--- start RECORDED DATA ---

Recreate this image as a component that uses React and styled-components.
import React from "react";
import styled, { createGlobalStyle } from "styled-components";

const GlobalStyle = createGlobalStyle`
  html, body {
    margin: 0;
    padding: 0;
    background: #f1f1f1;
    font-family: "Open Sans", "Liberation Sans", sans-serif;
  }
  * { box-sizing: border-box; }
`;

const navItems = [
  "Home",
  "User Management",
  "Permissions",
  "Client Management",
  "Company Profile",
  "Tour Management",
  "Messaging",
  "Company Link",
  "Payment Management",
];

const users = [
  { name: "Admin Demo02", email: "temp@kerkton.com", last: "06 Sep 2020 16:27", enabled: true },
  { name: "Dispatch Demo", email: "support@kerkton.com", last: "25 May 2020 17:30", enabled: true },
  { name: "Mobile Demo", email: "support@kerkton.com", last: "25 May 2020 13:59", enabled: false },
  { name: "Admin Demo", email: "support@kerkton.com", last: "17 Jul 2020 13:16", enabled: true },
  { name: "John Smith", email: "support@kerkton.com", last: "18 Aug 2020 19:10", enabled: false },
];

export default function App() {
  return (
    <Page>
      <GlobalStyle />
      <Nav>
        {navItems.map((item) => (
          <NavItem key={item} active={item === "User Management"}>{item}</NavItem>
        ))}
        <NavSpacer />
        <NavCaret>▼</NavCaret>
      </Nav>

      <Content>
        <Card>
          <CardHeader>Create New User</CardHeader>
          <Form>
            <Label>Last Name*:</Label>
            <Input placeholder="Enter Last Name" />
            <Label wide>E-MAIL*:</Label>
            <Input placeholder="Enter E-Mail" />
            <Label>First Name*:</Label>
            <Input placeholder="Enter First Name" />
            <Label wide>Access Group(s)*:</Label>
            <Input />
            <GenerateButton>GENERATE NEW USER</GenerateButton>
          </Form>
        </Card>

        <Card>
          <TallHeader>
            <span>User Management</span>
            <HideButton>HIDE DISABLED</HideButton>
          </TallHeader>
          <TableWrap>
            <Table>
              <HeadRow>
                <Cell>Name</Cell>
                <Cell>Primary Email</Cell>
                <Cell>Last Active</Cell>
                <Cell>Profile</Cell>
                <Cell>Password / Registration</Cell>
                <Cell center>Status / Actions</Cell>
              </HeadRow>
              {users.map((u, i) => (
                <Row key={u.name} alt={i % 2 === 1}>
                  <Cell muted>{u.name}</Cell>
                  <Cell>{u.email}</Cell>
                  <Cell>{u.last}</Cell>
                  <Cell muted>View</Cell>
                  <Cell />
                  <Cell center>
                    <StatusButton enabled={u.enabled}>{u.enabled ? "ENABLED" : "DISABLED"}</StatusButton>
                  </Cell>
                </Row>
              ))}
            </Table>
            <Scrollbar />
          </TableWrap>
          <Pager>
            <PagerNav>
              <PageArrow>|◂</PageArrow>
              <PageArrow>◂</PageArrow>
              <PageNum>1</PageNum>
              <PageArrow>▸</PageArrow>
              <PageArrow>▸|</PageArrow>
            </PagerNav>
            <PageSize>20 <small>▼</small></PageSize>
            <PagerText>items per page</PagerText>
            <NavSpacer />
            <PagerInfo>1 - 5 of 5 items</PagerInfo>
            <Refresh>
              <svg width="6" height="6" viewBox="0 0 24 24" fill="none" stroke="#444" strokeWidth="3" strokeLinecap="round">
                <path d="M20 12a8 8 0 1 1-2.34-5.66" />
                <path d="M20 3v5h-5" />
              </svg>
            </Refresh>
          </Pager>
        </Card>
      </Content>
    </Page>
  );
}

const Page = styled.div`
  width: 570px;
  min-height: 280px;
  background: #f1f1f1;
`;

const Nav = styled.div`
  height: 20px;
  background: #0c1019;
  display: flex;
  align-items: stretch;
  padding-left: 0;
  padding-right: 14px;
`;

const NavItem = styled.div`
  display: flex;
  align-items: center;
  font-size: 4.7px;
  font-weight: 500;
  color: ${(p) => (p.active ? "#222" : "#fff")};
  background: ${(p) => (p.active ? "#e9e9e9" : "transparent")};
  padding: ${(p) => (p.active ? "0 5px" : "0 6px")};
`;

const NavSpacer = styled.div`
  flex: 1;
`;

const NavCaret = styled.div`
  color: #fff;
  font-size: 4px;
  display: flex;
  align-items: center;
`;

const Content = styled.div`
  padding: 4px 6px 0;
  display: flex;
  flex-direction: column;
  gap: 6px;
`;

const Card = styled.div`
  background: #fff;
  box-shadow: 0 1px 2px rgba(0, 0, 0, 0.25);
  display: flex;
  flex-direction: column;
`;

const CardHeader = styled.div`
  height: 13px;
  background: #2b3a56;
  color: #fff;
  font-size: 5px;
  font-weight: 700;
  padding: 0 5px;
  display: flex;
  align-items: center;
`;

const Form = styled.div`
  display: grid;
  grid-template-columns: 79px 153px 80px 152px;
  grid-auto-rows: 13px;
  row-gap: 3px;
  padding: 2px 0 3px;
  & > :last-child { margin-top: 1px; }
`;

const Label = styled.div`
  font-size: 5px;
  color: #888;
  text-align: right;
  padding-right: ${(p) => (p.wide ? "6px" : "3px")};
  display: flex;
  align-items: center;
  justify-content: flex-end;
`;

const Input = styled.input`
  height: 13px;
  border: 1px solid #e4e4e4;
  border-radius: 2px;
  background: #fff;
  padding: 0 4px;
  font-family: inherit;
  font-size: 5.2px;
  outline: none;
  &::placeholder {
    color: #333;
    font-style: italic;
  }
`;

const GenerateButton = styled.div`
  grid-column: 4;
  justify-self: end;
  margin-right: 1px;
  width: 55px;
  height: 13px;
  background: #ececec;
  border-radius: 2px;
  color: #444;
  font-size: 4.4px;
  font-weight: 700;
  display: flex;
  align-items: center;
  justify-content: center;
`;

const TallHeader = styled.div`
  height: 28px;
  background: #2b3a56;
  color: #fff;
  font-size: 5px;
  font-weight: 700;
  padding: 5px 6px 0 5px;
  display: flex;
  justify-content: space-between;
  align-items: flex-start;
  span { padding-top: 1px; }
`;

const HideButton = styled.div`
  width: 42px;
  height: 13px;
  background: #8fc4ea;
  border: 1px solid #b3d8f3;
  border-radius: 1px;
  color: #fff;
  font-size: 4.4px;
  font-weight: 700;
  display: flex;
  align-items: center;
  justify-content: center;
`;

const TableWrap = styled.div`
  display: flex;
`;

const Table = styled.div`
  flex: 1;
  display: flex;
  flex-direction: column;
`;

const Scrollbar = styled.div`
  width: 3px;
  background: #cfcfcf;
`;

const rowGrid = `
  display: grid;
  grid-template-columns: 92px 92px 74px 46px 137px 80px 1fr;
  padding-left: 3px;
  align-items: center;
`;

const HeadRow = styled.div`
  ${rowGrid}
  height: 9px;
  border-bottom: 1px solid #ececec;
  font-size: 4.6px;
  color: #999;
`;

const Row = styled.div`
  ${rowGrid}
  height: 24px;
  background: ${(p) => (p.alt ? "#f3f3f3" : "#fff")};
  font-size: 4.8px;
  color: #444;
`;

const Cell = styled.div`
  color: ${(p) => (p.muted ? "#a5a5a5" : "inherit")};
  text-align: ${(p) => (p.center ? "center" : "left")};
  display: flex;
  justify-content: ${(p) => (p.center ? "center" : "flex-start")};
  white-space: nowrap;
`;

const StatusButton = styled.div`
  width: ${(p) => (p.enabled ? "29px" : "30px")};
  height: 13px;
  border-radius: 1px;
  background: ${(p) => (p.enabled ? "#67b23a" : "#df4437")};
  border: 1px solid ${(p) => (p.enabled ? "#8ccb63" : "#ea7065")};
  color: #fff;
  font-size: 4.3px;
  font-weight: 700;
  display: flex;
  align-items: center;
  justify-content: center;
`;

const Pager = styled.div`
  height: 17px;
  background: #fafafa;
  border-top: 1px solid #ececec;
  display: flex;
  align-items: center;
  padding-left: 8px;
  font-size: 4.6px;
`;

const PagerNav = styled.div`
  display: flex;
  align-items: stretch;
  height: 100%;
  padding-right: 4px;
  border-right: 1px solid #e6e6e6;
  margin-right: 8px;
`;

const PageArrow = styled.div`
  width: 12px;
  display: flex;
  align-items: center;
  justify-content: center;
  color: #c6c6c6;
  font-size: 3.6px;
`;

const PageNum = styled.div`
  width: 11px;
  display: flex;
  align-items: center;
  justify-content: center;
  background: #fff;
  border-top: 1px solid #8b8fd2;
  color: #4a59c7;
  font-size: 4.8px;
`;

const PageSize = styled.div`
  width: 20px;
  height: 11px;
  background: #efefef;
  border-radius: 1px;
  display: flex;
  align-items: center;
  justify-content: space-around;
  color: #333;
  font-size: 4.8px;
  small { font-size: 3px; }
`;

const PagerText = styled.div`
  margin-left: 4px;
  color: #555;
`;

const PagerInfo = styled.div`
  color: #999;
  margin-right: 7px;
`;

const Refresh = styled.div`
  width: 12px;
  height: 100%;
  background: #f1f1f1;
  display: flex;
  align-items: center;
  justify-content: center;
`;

--- end RECORDED DATA ---
--- start RECORDED DATA ---

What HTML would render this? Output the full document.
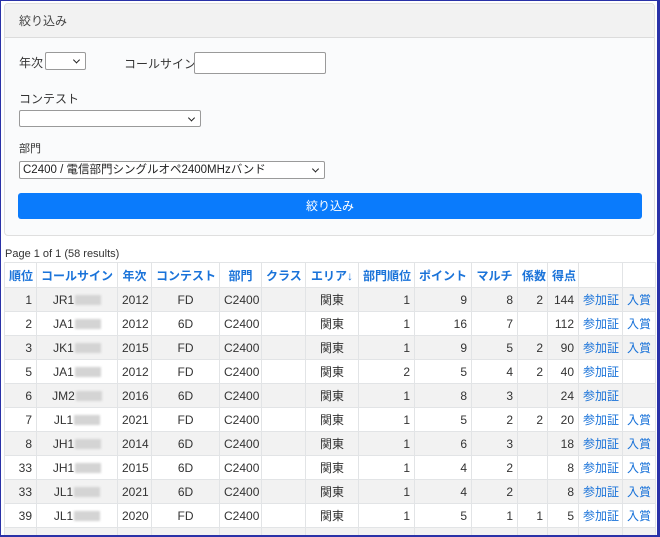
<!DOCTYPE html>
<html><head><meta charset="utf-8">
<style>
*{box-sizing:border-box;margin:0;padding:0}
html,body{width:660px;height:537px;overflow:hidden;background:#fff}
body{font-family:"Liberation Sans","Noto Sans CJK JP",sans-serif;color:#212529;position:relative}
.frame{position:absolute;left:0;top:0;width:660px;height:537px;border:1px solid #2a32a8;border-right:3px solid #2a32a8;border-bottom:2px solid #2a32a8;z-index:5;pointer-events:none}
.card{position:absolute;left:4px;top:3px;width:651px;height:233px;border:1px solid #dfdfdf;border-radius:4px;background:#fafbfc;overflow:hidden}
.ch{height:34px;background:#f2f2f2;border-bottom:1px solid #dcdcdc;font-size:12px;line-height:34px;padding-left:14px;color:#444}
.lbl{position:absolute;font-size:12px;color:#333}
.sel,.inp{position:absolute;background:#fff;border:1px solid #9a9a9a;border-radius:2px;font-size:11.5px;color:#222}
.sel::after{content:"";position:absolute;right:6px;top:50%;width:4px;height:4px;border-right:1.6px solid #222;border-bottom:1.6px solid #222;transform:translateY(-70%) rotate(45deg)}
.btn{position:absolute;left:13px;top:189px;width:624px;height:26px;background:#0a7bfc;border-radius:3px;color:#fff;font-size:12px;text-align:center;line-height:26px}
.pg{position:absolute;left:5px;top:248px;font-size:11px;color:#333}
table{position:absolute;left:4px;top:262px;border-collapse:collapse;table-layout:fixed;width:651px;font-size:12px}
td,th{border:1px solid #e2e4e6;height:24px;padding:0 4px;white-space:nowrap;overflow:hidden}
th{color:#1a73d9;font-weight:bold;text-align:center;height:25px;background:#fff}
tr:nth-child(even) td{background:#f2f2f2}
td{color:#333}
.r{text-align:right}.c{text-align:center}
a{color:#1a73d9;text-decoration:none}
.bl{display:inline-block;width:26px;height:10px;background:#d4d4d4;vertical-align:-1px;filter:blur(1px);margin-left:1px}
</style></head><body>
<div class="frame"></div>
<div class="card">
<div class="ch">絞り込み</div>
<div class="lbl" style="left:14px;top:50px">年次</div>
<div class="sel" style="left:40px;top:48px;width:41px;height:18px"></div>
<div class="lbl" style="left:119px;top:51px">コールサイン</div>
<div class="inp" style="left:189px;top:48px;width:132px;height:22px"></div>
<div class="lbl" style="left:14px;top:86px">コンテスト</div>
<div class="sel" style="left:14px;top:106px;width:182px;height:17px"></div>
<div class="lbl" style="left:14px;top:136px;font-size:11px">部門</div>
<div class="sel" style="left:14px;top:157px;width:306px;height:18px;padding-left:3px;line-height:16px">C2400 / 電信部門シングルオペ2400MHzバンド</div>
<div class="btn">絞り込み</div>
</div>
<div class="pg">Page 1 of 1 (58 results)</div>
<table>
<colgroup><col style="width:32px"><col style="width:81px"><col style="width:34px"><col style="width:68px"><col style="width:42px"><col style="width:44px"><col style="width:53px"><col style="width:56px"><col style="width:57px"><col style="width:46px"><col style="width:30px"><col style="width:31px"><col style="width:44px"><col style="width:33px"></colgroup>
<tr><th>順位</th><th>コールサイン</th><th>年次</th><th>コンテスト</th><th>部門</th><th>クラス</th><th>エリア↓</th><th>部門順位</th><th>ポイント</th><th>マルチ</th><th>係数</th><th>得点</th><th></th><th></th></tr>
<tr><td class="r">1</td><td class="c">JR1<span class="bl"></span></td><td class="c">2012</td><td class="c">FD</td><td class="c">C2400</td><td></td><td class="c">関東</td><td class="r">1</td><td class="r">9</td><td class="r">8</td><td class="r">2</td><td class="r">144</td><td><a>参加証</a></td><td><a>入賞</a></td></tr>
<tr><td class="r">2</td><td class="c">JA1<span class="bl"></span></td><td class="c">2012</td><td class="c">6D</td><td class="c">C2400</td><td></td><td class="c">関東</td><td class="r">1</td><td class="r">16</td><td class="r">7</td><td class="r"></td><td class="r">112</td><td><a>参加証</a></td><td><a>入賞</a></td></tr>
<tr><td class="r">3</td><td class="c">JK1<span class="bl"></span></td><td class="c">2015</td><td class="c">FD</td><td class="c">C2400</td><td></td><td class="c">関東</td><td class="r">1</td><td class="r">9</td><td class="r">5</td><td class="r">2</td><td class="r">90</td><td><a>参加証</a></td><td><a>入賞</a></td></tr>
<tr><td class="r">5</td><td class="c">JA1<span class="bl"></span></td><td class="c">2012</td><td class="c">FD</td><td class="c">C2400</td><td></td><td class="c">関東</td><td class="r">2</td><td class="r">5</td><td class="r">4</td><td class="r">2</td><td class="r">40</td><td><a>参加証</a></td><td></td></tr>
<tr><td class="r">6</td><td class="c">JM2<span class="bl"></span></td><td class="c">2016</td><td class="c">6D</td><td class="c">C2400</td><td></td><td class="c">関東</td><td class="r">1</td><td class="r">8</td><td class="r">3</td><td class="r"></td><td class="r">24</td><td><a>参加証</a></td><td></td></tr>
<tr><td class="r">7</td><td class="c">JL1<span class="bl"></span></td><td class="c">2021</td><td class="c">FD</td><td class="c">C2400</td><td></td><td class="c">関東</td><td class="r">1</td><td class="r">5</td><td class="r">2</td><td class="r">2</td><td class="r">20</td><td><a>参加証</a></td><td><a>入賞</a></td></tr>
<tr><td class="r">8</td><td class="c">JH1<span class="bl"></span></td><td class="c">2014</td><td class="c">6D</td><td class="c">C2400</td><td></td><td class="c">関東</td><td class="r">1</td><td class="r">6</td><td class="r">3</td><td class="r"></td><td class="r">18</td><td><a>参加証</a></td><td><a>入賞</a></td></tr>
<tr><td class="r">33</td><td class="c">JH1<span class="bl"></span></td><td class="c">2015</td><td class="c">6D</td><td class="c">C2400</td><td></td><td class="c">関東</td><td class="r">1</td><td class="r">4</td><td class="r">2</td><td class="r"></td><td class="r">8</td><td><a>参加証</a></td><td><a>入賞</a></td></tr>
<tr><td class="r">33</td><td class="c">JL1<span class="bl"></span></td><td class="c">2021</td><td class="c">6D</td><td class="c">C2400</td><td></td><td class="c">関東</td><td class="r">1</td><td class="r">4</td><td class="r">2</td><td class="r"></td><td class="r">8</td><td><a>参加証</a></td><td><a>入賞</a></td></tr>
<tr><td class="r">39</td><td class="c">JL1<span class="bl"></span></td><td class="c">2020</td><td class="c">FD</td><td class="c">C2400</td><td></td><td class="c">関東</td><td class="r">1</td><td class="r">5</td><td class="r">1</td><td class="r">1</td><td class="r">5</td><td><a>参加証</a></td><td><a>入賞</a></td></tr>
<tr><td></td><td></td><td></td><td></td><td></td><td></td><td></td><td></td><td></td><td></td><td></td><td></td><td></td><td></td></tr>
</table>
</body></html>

--- end RECORDED DATA ---

WRITTEN EXERCISE >>
Identify and copy the lines holding the word "this".

EXERCISE RESPONSE >>
Recreate this image as a component that uses React and styled-components.
What HTML would render this? Output the full document.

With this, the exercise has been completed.